▼▼▼

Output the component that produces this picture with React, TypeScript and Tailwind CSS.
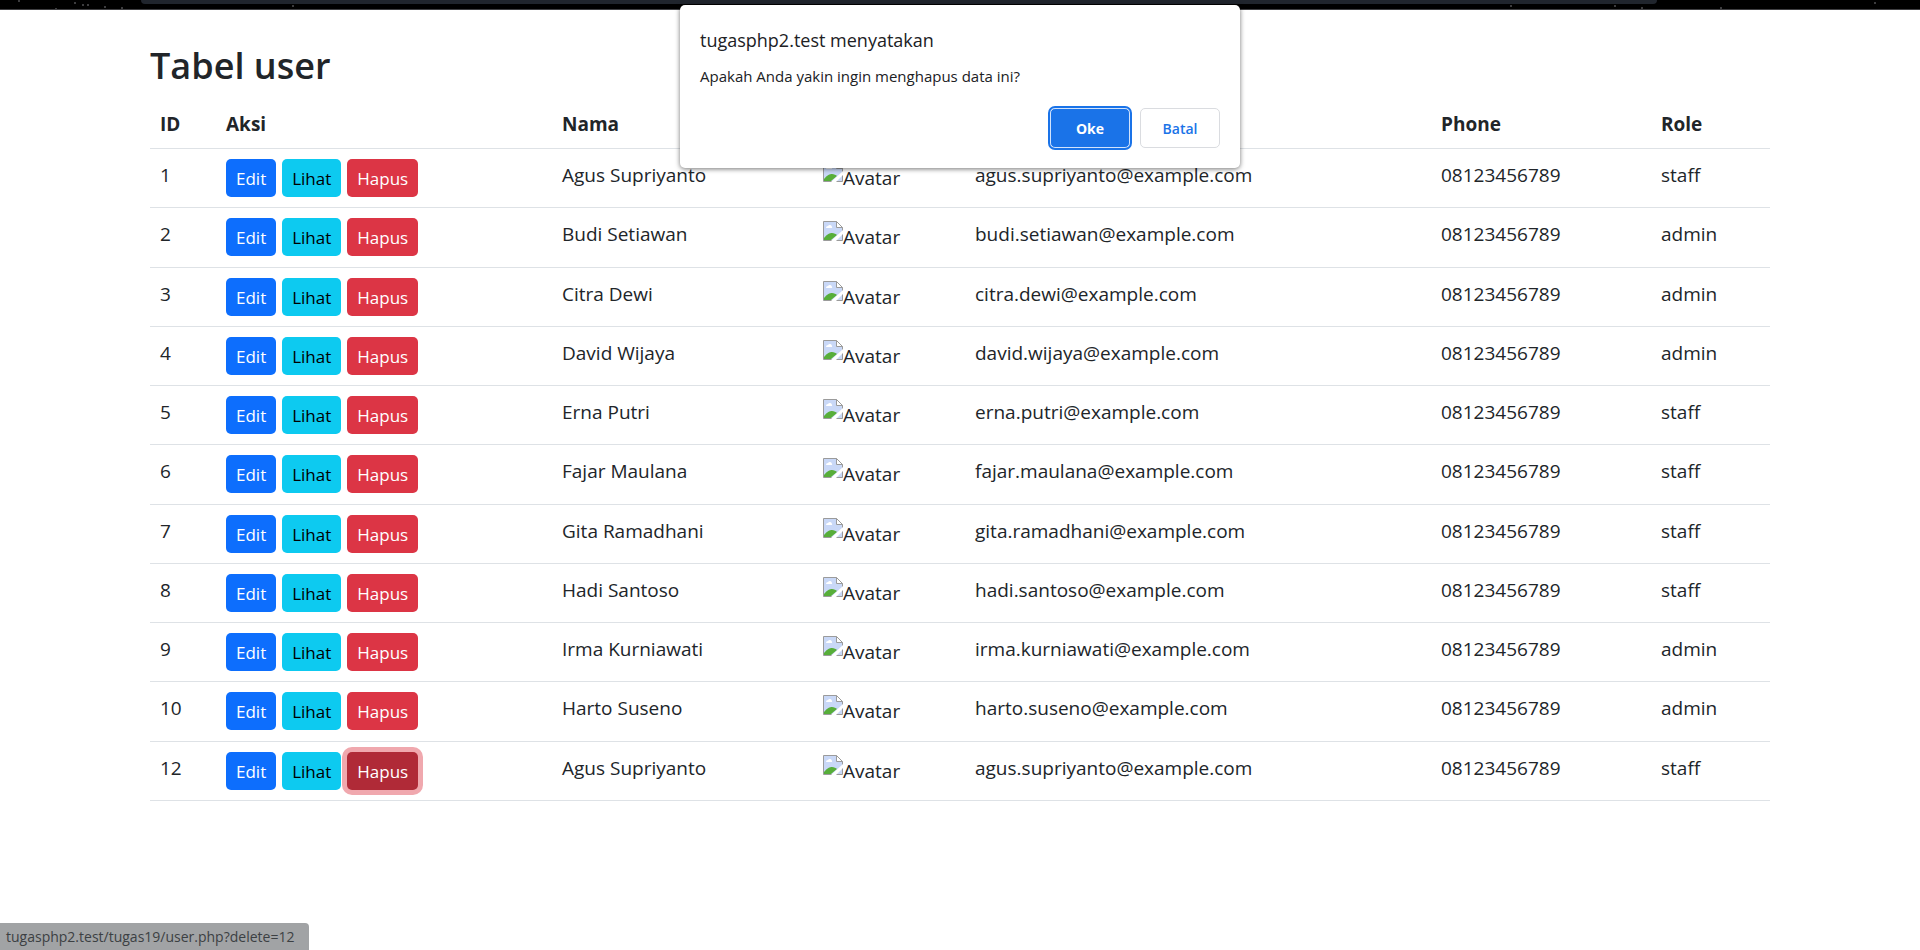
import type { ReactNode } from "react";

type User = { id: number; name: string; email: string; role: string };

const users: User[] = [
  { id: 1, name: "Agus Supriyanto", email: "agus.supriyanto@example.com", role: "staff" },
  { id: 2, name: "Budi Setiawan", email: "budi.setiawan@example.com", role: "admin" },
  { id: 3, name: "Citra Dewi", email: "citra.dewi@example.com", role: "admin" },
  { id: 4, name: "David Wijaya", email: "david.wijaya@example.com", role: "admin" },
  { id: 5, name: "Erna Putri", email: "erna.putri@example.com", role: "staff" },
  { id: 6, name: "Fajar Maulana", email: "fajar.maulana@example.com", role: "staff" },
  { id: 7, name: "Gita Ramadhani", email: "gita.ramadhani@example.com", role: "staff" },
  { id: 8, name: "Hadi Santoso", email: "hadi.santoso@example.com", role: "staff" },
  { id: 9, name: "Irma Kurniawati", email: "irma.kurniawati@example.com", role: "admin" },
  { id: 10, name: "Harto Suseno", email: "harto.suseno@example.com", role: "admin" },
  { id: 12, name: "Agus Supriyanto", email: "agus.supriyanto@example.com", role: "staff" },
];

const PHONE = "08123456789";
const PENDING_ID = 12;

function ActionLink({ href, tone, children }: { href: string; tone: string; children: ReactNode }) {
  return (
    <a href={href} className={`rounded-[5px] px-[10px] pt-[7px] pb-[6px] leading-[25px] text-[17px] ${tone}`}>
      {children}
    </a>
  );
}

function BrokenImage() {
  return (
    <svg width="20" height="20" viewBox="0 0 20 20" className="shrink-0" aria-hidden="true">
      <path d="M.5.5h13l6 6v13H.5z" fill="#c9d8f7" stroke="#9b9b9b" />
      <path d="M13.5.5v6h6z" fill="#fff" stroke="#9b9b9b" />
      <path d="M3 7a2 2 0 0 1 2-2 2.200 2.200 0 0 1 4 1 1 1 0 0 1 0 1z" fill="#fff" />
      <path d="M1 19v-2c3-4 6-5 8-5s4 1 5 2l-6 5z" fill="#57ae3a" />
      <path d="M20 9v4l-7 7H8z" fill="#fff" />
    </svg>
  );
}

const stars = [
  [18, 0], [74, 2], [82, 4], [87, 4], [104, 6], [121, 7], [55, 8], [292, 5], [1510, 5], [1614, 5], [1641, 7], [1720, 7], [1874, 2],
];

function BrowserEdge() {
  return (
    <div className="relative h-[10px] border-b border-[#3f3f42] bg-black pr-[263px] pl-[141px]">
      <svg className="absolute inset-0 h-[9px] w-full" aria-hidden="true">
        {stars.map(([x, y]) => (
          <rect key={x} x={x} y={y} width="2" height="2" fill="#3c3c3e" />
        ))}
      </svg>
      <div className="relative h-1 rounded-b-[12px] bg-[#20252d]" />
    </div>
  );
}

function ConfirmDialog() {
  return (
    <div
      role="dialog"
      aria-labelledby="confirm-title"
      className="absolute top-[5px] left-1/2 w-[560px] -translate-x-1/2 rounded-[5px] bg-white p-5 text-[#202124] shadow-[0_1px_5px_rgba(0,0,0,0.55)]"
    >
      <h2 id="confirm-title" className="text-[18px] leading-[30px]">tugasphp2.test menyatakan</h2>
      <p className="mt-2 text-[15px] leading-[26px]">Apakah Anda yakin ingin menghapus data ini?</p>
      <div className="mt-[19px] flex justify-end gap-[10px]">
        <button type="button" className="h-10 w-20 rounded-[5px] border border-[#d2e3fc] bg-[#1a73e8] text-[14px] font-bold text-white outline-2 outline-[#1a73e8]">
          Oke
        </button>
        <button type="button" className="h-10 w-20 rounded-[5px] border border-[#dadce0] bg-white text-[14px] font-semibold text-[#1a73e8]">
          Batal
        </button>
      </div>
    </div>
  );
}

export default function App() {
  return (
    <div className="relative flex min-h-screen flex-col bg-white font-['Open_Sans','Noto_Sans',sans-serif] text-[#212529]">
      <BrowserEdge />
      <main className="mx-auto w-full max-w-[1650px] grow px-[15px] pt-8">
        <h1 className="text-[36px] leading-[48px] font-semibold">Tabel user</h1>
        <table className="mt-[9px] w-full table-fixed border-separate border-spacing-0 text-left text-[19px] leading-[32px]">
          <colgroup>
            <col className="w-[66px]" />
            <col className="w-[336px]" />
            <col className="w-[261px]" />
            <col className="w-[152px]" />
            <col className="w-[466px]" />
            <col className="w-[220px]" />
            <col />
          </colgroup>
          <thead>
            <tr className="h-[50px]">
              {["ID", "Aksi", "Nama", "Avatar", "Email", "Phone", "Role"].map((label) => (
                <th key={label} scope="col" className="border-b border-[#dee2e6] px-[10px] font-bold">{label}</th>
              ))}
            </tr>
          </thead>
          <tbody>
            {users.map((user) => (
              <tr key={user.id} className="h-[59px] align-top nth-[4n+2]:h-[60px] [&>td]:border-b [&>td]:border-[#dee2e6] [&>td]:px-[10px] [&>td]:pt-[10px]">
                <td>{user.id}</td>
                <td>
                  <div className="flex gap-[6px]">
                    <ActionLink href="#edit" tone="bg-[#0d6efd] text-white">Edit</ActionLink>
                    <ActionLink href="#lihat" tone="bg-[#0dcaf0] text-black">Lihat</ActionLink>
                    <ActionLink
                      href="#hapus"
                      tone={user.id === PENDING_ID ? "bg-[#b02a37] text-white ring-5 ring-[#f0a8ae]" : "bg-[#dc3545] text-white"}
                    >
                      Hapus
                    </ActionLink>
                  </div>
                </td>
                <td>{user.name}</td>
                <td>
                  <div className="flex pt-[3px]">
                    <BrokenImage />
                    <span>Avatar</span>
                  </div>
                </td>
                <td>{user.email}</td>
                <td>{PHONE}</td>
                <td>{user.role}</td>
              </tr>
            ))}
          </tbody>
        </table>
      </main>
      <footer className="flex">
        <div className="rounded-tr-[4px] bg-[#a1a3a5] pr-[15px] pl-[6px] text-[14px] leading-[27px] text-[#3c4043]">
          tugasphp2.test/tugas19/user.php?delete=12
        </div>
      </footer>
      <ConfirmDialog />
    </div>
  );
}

▲▲▲

• Your instructions
Images should not appear in the copy; retype the listing above exactly.

• Completed task
Output the component that produces this picture with React, TypeScript and Tailwind CSS.
import type { ReactNode } from "react";

type User = { id: number; name: string; email: string; role: string };

const users: User[] = [
  { id: 1, name: "Agus Supriyanto", email: "agus.supriyanto@example.com", role: "staff" },
  { id: 2, name: "Budi Setiawan", email: "budi.setiawan@example.com", role: "admin" },
  { id: 3, name: "Citra Dewi", email: "citra.dewi@example.com", role: "admin" },
  { id: 4, name: "David Wijaya", email: "david.wijaya@example.com", role: "admin" },
  { id: 5, name: "Erna Putri", email: "erna.putri@example.com", role: "staff" },
  { id: 6, name: "Fajar Maulana", email: "fajar.maulana@example.com", role: "staff" },
  { id: 7, name: "Gita Ramadhani", email: "gita.ramadhani@example.com", role: "staff" },
  { id: 8, name: "Hadi Santoso", email: "hadi.santoso@example.com", role: "staff" },
  { id: 9, name: "Irma Kurniawati", email: "irma.kurniawati@example.com", role: "admin" },
  { id: 10, name: "Harto Suseno", email: "harto.suseno@example.com", role: "admin" },
  { id: 12, name: "Agus Supriyanto", email: "agus.supriyanto@example.com", role: "staff" },
];

const PHONE = "08123456789";
const PENDING_ID = 12;

function ActionLink({ href, tone, children }: { href: string; tone: string; children: ReactNode }) {
  return (
    <a href={href} className={`rounded-[5px] px-[10px] pt-[7px] pb-[6px] leading-[25px] text-[17px] ${tone}`}>
      {children}
    </a>
  );
}

function BrokenImage() {
  return (
    <svg width="20" height="20" viewBox="0 0 20 20" className="shrink-0" aria-hidden="true">
      <path d="M.5.5h13l6 6v13H.5z" fill="#c9d8f7" stroke="#9b9b9b" />
      <path d="M13.5.5v6h6z" fill="#fff" stroke="#9b9b9b" />
      <path d="M3 7a2 2 0 0 1 2-2 2.200 2.200 0 0 1 4 1 1 1 0 0 1 0 1z" fill="#fff" />
      <path d="M1 19v-2c3-4 6-5 8-5s4 1 5 2l-6 5z" fill="#57ae3a" />
      <path d="M20 9v4l-7 7H8z" fill="#fff" />
    </svg>
  );
}

const stars = [
  [18, 0], [74, 2], [82, 4], [87, 4], [104, 6], [121, 7], [55, 8], [292, 5], [1510, 5], [1614, 5], [1641, 7], [1720, 7], [1874, 2],
];

function BrowserEdge() {
  return (
    <div className="relative h-[10px] border-b border-[#3f3f42] bg-black pr-[263px] pl-[141px]">
      <svg className="absolute inset-0 h-[9px] w-full" aria-hidden="true">
        {stars.map(([x, y]) => (
          <rect key={x} x={x} y={y} width="2" height="2" fill="#3c3c3e" />
        ))}
      </svg>
      <div className="relative h-1 rounded-b-[12px] bg-[#20252d]" />
    </div>
  );
}

function ConfirmDialog() {
  return (
    <div
      role="dialog"
      aria-labelledby="confirm-title"
      className="absolute top-[5px] left-1/2 w-[560px] -translate-x-1/2 rounded-[5px] bg-white p-5 text-[#202124] shadow-[0_1px_5px_rgba(0,0,0,0.55)]"
    >
      <h2 id="confirm-title" className="text-[18px] leading-[30px]">tugasphp2.test menyatakan</h2>
      <p className="mt-2 text-[15px] leading-[26px]">Apakah Anda yakin ingin menghapus data ini?</p>
      <div className="mt-[19px] flex justify-end gap-[10px]">
        <button type="button" className="h-10 w-20 rounded-[5px] border border-[#d2e3fc] bg-[#1a73e8] text-[14px] font-bold text-white outline-2 outline-[#1a73e8]">
          Oke
        </button>
        <button type="button" className="h-10 w-20 rounded-[5px] border border-[#dadce0] bg-white text-[14px] font-semibold text-[#1a73e8]">
          Batal
        </button>
      </div>
    </div>
  );
}

export default function App() {
  return (
    <div className="relative flex min-h-screen flex-col bg-white font-['Open_Sans','Noto_Sans',sans-serif] text-[#212529]">
      <BrowserEdge />
      <main className="mx-auto w-full max-w-[1650px] grow px-[15px] pt-8">
        <h1 className="text-[36px] leading-[48px] font-semibold">Tabel user</h1>
        <table className="mt-[9px] w-full table-fixed border-separate border-spacing-0 text-left text-[19px] leading-[32px]">
          <colgroup>
            <col className="w-[66px]" />
            <col className="w-[336px]" />
            <col className="w-[261px]" />
            <col className="w-[152px]" />
            <col className="w-[466px]" />
            <col className="w-[220px]" />
            <col />
          </colgroup>
          <thead>
            <tr className="h-[50px]">
              {["ID", "Aksi", "Nama", "Avatar", "Email", "Phone", "Role"].map((label) => (
                <th key={label} scope="col" className="border-b border-[#dee2e6] px-[10px] font-bold">{label}</th>
              ))}
            </tr>
          </thead>
          <tbody>
            {users.map((user) => (
              <tr key={user.id} className="h-[59px] align-top nth-[4n+2]:h-[60px] [&>td]:border-b [&>td]:border-[#dee2e6] [&>td]:px-[10px] [&>td]:pt-[10px]">
                <td>{user.id}</td>
                <td>
                  <div className="flex gap-[6px]">
                    <ActionLink href="#edit" tone="bg-[#0d6efd] text-white">Edit</ActionLink>
                    <ActionLink href="#lihat" tone="bg-[#0dcaf0] text-black">Lihat</ActionLink>
                    <ActionLink
                      href="#hapus"
                      tone={user.id === PENDING_ID ? "bg-[#b02a37] text-white ring-5 ring-[#f0a8ae]" : "bg-[#dc3545] text-white"}
                    >
                      Hapus
                    </ActionLink>
                  </div>
                </td>
                <td>{user.name}</td>
                <td>
                  <div className="flex pt-[3px]">
                    <BrokenImage />
                    <span>Avatar</span>
                  </div>
                </td>
                <td>{user.email}</td>
                <td>{PHONE}</td>
                <td>{user.role}</td>
              </tr>
            ))}
          </tbody>
        </table>
      </main>
      <footer className="flex">
        <div className="rounded-tr-[4px] bg-[#a1a3a5] pr-[15px] pl-[6px] text-[14px] leading-[27px] text-[#3c4043]">
          tugasphp2.test/tugas19/user.php?delete=12
        </div>
      </footer>
      <ConfirmDialog />
    </div>
  );
}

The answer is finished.